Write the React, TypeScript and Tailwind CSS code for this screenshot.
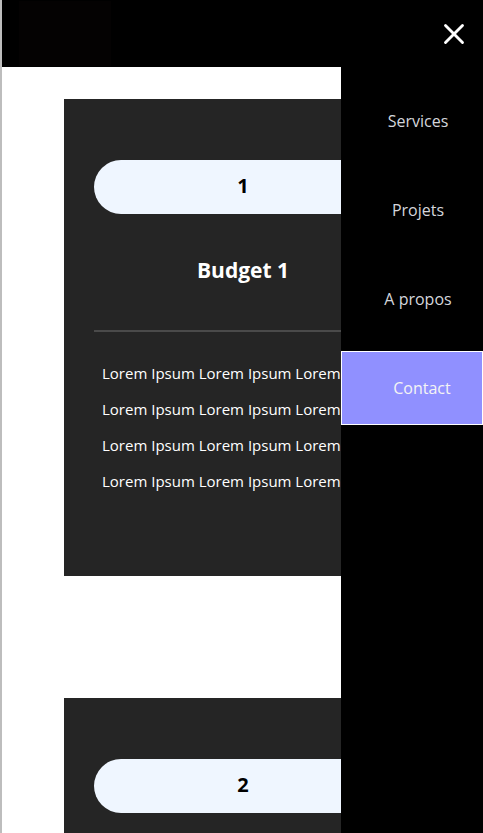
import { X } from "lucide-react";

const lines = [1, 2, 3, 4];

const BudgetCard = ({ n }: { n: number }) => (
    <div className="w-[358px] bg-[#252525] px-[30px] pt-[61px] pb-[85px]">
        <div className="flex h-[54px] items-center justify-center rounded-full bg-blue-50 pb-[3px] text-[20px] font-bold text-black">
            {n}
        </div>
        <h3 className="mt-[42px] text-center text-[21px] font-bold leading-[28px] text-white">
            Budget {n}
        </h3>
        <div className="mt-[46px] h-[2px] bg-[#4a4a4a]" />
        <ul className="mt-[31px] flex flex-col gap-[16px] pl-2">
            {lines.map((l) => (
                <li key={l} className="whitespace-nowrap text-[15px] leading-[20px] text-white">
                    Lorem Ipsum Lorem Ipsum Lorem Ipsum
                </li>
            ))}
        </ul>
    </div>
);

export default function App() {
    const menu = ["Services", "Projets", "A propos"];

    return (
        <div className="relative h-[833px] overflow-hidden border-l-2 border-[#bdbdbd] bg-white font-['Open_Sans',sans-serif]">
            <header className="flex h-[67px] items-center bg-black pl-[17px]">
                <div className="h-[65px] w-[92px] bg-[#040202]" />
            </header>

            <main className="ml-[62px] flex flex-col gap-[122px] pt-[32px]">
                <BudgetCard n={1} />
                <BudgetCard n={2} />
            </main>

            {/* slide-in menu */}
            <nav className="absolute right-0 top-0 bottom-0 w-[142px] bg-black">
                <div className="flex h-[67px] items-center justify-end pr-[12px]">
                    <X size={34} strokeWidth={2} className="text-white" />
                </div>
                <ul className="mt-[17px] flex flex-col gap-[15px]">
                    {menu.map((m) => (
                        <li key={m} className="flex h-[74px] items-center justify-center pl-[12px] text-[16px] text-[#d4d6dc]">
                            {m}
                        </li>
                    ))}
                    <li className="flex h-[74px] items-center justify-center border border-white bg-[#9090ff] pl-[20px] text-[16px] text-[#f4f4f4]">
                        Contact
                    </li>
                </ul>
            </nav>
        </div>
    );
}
..............................
## Task goal
Leave the pictures out, and print every line of the listing exactly as written.

## Result
Write the React, TypeScript and Tailwind CSS code for this screenshot.
import { X } from "lucide-react";

const lines = [1, 2, 3, 4];

const BudgetCard = ({ n }: { n: number }) => (
    <div className="w-[358px] bg-[#252525] px-[30px] pt-[61px] pb-[85px]">
        <div className="flex h-[54px] items-center justify-center rounded-full bg-blue-50 pb-[3px] text-[20px] font-bold text-black">
            {n}
        </div>
        <h3 className="mt-[42px] text-center text-[21px] font-bold leading-[28px] text-white">
            Budget {n}
        </h3>
        <div className="mt-[46px] h-[2px] bg-[#4a4a4a]" />
        <ul className="mt-[31px] flex flex-col gap-[16px] pl-2">
            {lines.map((l) => (
                <li key={l} className="whitespace-nowrap text-[15px] leading-[20px] text-white">
                    Lorem Ipsum Lorem Ipsum Lorem Ipsum
                </li>
            ))}
        </ul>
    </div>
);

export default function App() {
    const menu = ["Services", "Projets", "A propos"];

    return (
        <div className="relative h-[833px] overflow-hidden border-l-2 border-[#bdbdbd] bg-white font-['Open_Sans',sans-serif]">
            <header className="flex h-[67px] items-center bg-black pl-[17px]">
                <div className="h-[65px] w-[92px] bg-[#040202]" />
            </header>

            <main className="ml-[62px] flex flex-col gap-[122px] pt-[32px]">
                <BudgetCard n={1} />
                <BudgetCard n={2} />
            </main>

            {/* slide-in menu */}
            <nav className="absolute right-0 top-0 bottom-0 w-[142px] bg-black">
                <div className="flex h-[67px] items-center justify-end pr-[12px]">
                    <X size={34} strokeWidth={2} className="text-white" />
                </div>
                <ul className="mt-[17px] flex flex-col gap-[15px]">
                    {menu.map((m) => (
                        <li key={m} className="flex h-[74px] items-center justify-center pl-[12px] text-[16px] text-[#d4d6dc]">
                            {m}
                        </li>
                    ))}
                    <li className="flex h-[74px] items-center justify-center border border-white bg-[#9090ff] pl-[20px] text-[16px] text-[#f4f4f4]">
                        Contact
                    </li>
                </ul>
            </nav>
        </div>
    );
}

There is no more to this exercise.